KKR – the American former owner of pharmacy giant Boots –and US rival Carlyle, led by powerful dealmaker David Rubenstein, have been battling it out in the final stages of a sale of Dr Martens.
Sources last night said Carlyle had emerged as the frontrunner after KKR – immortalised in the best-selling book Barbarians At The Gate – appeared to have gone cold on the deal.
A pair of black women’s Dr Martens boots
Dr Martens were originally created by Klaus Martens, a German army doctor, and Herbert Funck in 1947.
They went into business together after Martens found that his original army issue boots were too uncomfortable following an injury.
He designed a new boot with soft leather and air-padded soles made of tyres.
Eventually, British shoe manufacturer Griggs bought the patents rights to make the boots in the United Kingdom.
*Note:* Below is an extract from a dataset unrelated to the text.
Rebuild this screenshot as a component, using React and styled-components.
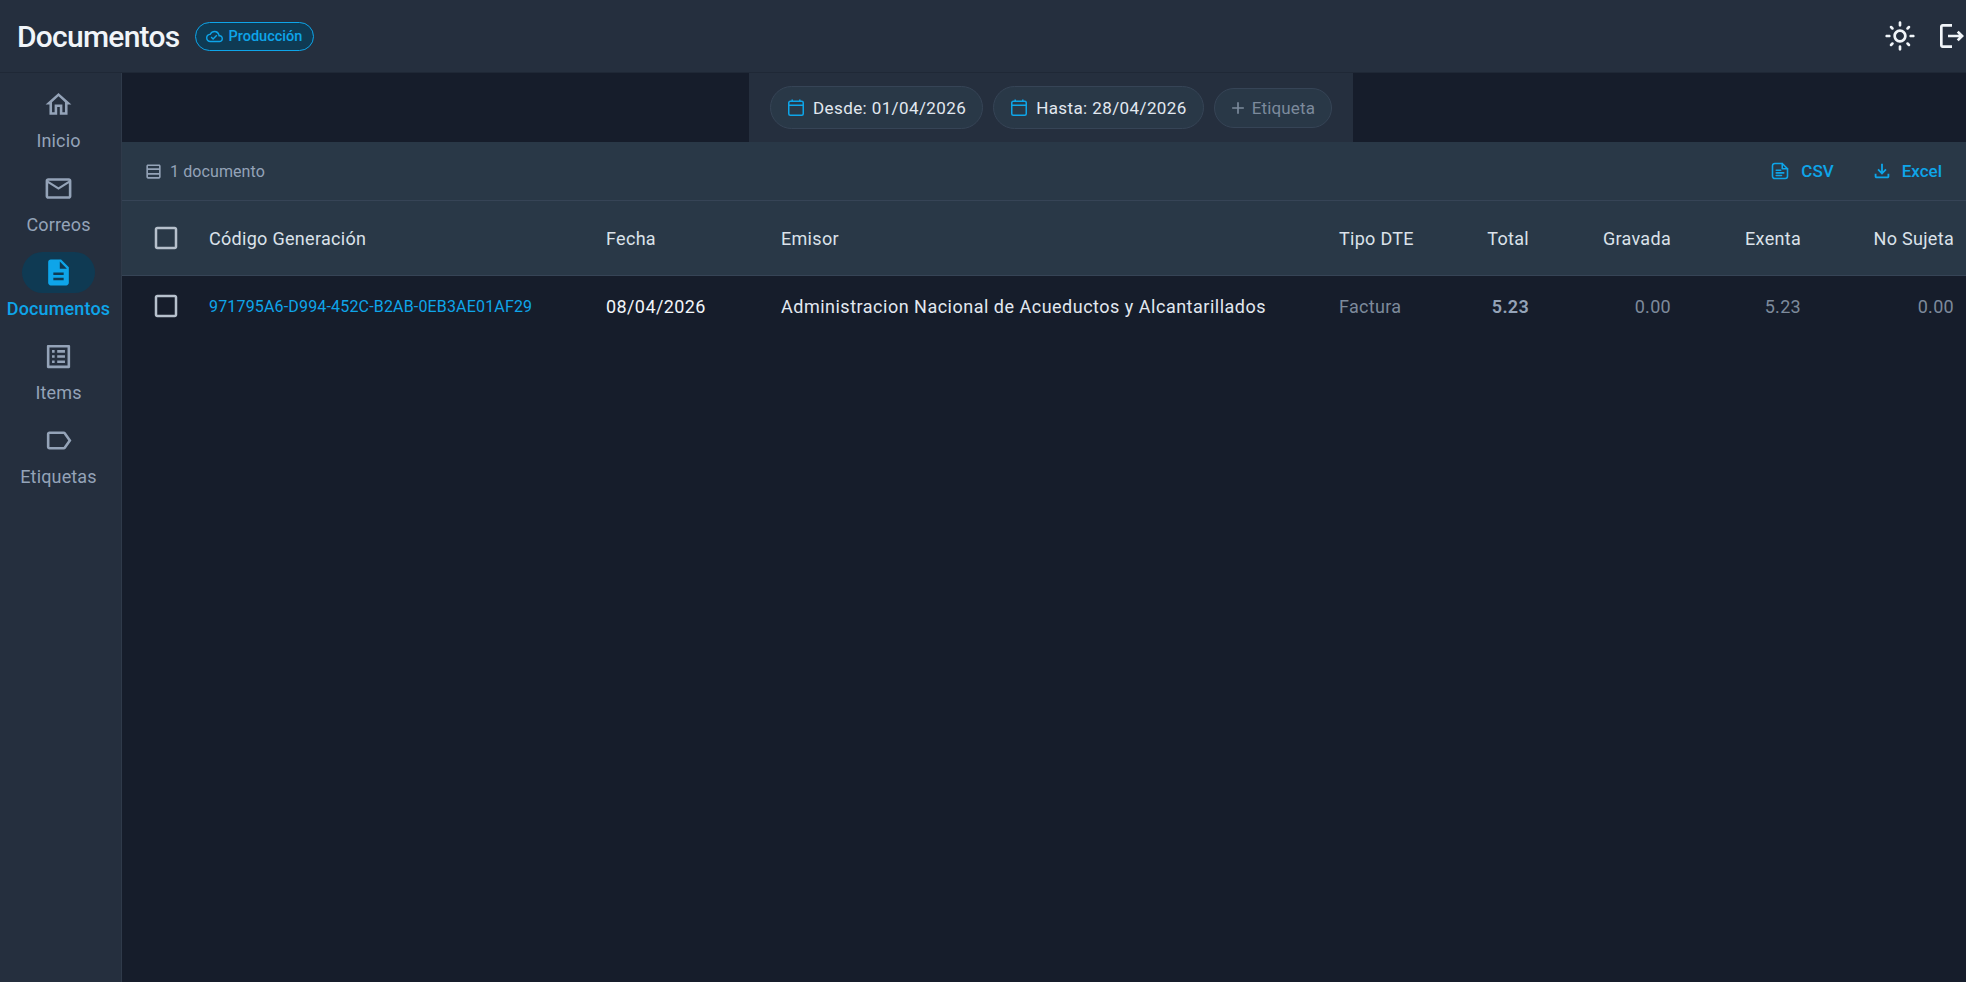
import React from "react";
import styled, { createGlobalStyle } from "styled-components";
import {
  MdOutlineHome,
  MdMailOutline,
  MdDescription,
  MdOutlineListAlt,
  MdOutlineLabel,
  MdOutlineCloudDone,
  MdAdd,
  MdOutlineLightMode,
  MdOutlineLogout,
  MdOutlineTableRows,
  MdOutlineFileDownload,
  MdCheckBoxOutlineBlank,
} from "react-icons/md";

const GlobalStyle = createGlobalStyle`
  html, body { margin: 0; padding: 0; height: 100%; overflow: hidden; }
  body { background: #161d2b; font-family: Roboto, "Liberation Sans", sans-serif; }
`;

const Page = styled.div`
  display: flex;
  flex-direction: column;
  height: 982px;
  width: 1966px;
  overflow: hidden;
`;

const TopBar = styled.header`
  display: flex;
  align-items: center;
  flex: none;
  height: 73px;
  box-sizing: border-box;
  padding-left: 17px;
  background: #252f3e;
  border-bottom: 1px solid #1f2836;
`;

const PageTitle = styled.h1`
  margin: 0;
  font-size: 30px;
  font-weight: 500;
  letter-spacing: -0.75px;
  color: #f1f5f9;
`;

const EnvBadge = styled.span`
  display: flex;
  align-items: center;
  gap: 5px;
  height: 29px;
  margin-left: 16px;
  padding: 0 11px 0 10px;
  box-sizing: border-box;
  border: 1px solid #0ea5e9;
  border-radius: 15px;
  background: #0f3a53;
  color: #0ea5e9;
  font-size: 14.5px;
  font-weight: 500;
`;

const TopActions = styled.div`
  display: flex;
  align-items: center;
  gap: 20px;
  margin-left: auto;
  margin-right: -2px;
  color: #f1f5f9;
`;

const Body = styled.div`
  display: flex;
  flex: 1;
  min-height: 0;
`;

const Sidebar = styled.nav`
  flex: none;
  width: 117px;
  padding: 11px 4px 0 0;
  background: #252f3e;
  border-right: 1px solid #2f3a4a;
`;

const NavItem = styled.div`
  display: flex;
  flex-direction: column;
  align-items: center;
  height: 84px;
  color: ${(p) => (p.$active ? "#0ea5e9" : "#94a3b8")};
  font-size: 18px;
  letter-spacing: 0.15px;
  font-weight: ${(p) => (p.$active ? 500 : 400)};
`;

const NavPill = styled.span`
  display: flex;
  align-items: center;
  justify-content: center;
  width: 73px;
  height: 41px;
  border-radius: 21px;
  background: ${(p) => (p.$active ? "#0f3a53" : "transparent")};
  font-size: 31px;
`;

const NavLabel = styled.span`
  margin-top: 5px;
  line-height: 22px;
  white-space: nowrap;
`;

const Main = styled.main`
  flex: 1;
  min-width: 0;
  display: flex;
  flex-direction: column;
`;

const FilterStrip = styled.div`
  display: flex;
  justify-content: center;
  flex: none;
  height: 69px;
`;

const FilterPanel = styled.div`
  display: flex;
  align-items: center;
  gap: 10px;
  width: 604px;
  box-sizing: border-box;
  padding: 0 21px;
  margin-left: 14px;
  background: #252f3e;
`;

const Chip = styled.div`
  display: flex;
  align-items: center;
  gap: ${(p) => (p.$muted ? "4px" : "9px")};
  height: ${(p) => (p.$muted ? "40px" : "43px")};
  box-sizing: border-box;
  padding: 0 16px 0 ${(p) => (p.$muted ? "13px" : "17px")};
  border: 1px solid #364456;
  border-radius: 22px;
  background: #293847;
  color: ${(p) => (p.$muted ? "#7c8a9c" : "#e2e8f0")};
  font-size: 17px;
  font-weight: ${(p) => (p.$muted ? 400 : 450)};
  white-space: nowrap;
  letter-spacing: ${(p) => (p.$muted ? "0.15px" : "0.4px")};
  svg {
    font-size: 20px;
    color: ${(p) => (p.$muted ? "#7c8a9c" : "#0ea5e9")};
  }
`;

const Toolbar = styled.div`
  display: flex;
  align-items: center;
  flex: none;
  height: 59px;
  box-sizing: border-box;
  padding: 0 24px 0 22px;
  background: #293847;
  border-bottom: 1px solid #364456;
`;

const CountLabel = styled.span`
  display: flex;
  align-items: center;
  gap: 7px;
  color: #94a3b8;
  font-size: 16px;
  letter-spacing: 0.1px;
  svg { font-size: 19px; }
`;

const ToolbarLinks = styled.div`
  display: flex;
  align-items: center;
  gap: 37px;
  margin-left: auto;
`;

const ExportLink = styled.span`
  display: flex;
  align-items: center;
  gap: ${(p) => p.$gap || "12px"};
  color: #0ea5e9;
  font-size: 17px;
  font-weight: 500;
`;

const Row = styled.div`
  display: grid;
  grid-template-columns: 87px 397px 175px 558px 101px 89px 142px 130px 153px;
  align-items: center;
  flex: none;
  height: ${(p) => (p.$head ? "75px" : "60px")};
  box-sizing: border-box;
  background: ${(p) => (p.$head ? "#293847" : "transparent")};
  border-bottom: ${(p) => (p.$head ? "1px solid #364456" : "none")};
  color: ${(p) => (p.$head ? "#dbe2ea" : "#7d8a9b")};
  font-size: 18px;
  letter-spacing: 0.3px;
`;

const CheckCell = styled.div`
  display: flex;
  justify-content: flex-end;
  padding-right: 28px;
  font-size: 30px;
  color: #b6c0cc;
  svg { display: block; }
`;

const Cell = styled.div`
  text-align: ${(p) => (p.$right ? "right" : "left")};
  white-space: nowrap;
  color: ${(p) => p.$color || "inherit"};
  font-size: ${(p) => p.$size || "inherit"};
  font-weight: ${(p) => p.$weight || 400};
  letter-spacing: ${(p) => p.$spacing || "inherit"};
`;

const navItems = [
  { label: "Inicio", icon: <MdOutlineHome /> },
  { label: "Correos", icon: <MdMailOutline /> },
  { label: "Documentos", icon: <MdDescription />, active: true },
  { label: "Items", icon: <MdOutlineListAlt /> },
  { label: "Etiquetas", icon: <MdOutlineLabel /> },
];

function CsvIcon() {
  return (
    <svg width="18" height="18" viewBox="0 0 24 24" fill="none" stroke="currentColor" strokeWidth="2.1" strokeLinejoin="round" strokeLinecap="round">
      <path d="M5 2h10l7 7v10a3 3 0 0 1-3 3H5a3 3 0 0 1-3-3V5a3 3 0 0 1 3-3z" />
      <path d="M15 2v7h7" />
      <path d="M7 11h6M7 14.5h10M7 18h7" />
    </svg>
  );
}

function CalendarIcon() {
  return (
    <svg width="16" height="17" viewBox="0 0 16 17" fill="none" stroke="currentColor" strokeWidth="1.5">
      <rect x="0.75" y="2.25" width="14.5" height="14" rx="1.5" />
      <path d="M0.75 6.2h14.5M4.2 0.4v2.4M11.8 0.4v2.4" />
    </svg>
  );
}

function App() {
  return (
    <Page>
      <GlobalStyle />
      <TopBar>
        <PageTitle>Documentos</PageTitle>
        <EnvBadge>
          <MdOutlineCloudDone size={17} />
          Producción
        </EnvBadge>
        <TopActions>
          <MdOutlineLightMode size={32} />
          <MdOutlineLogout size={32} />
        </TopActions>
      </TopBar>
      <Body>
        <Sidebar>
          {navItems.map((item) => (
            <NavItem key={item.label} $active={item.active}>
              <NavPill $active={item.active}>{item.icon}</NavPill>
              <NavLabel>{item.label}</NavLabel>
            </NavItem>
          ))}
        </Sidebar>
        <Main>
          <FilterStrip>
            <FilterPanel>
              <Chip>
                <CalendarIcon />
                Desde: 01/04/2026
              </Chip>
              <Chip>
                <CalendarIcon />
                Hasta: 28/04/2026
              </Chip>
              <Chip $muted>
                <MdAdd />
                Etiqueta
              </Chip>
            </FilterPanel>
          </FilterStrip>
          <Toolbar>
            <CountLabel>
              <MdOutlineTableRows />1 documento
            </CountLabel>
            <ToolbarLinks>
              <ExportLink>
                <CsvIcon />
                CSV
              </ExportLink>
              <ExportLink $gap="9px">
                <MdOutlineFileDownload size={22} />
                Excel
              </ExportLink>
            </ToolbarLinks>
          </Toolbar>
          <Row $head>
            <CheckCell>
              <MdCheckBoxOutlineBlank />
            </CheckCell>
            <Cell>Código Generación</Cell>
            <Cell>Fecha</Cell>
            <Cell>Emisor</Cell>
            <Cell>Tipo DTE</Cell>
            <Cell $right>Total</Cell>
            <Cell $right>Gravada</Cell>
            <Cell $right>Exenta</Cell>
            <Cell $right>No Sujeta</Cell>
          </Row>
          <Row>
            <CheckCell>
              <MdCheckBoxOutlineBlank />
            </CheckCell>
            <Cell $color="#0ea5e9" $size="16px" $spacing="0.17px">
              971795A6-D994-452C-B2AB-0EB3AE01AF29
            </Cell>
            <Cell $color="#f1f5f9" $weight={450} $spacing="0.4px">
              08/04/2026
            </Cell>
            <Cell $color="#e2e8f0" $weight={450} $spacing="0.5px">
              Administracion Nacional de Acueductos y Alcantarillados
            </Cell>
            <Cell>Factura</Cell>
            <Cell $right $weight={600} $color="#94a3b8">
              5.23
            </Cell>
            <Cell $right>0.00</Cell>
            <Cell $right>5.23</Cell>
            <Cell $right>0.00</Cell>
          </Row>
        </Main>
      </Body>
    </Page>
  );
}

export default App;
The shoes became popular in the 1960s and early 1970s with ‘skinheads’ – working-class youths who favoured an aggressive look. Dr Martens later became popular in a variety of youthful sub-cultures, notably punk rock.
Permira, a London-based investment firm run by former City bankers, bought Dr Martens from the Griggs family in 2013.
Over the past 20 years, Dr Martens have become increasingly popular with women.
Its shoes have been worn by celebrities such as model Gigi Hadid, actress Emma Watson and singer Miley Cyrus.
Before the coronavirus shares turmoil, Permira had been weighing a float of Dr Martens, possibly on the US stockmarket.
Permira, KKR and Calrlyle all declined to comment.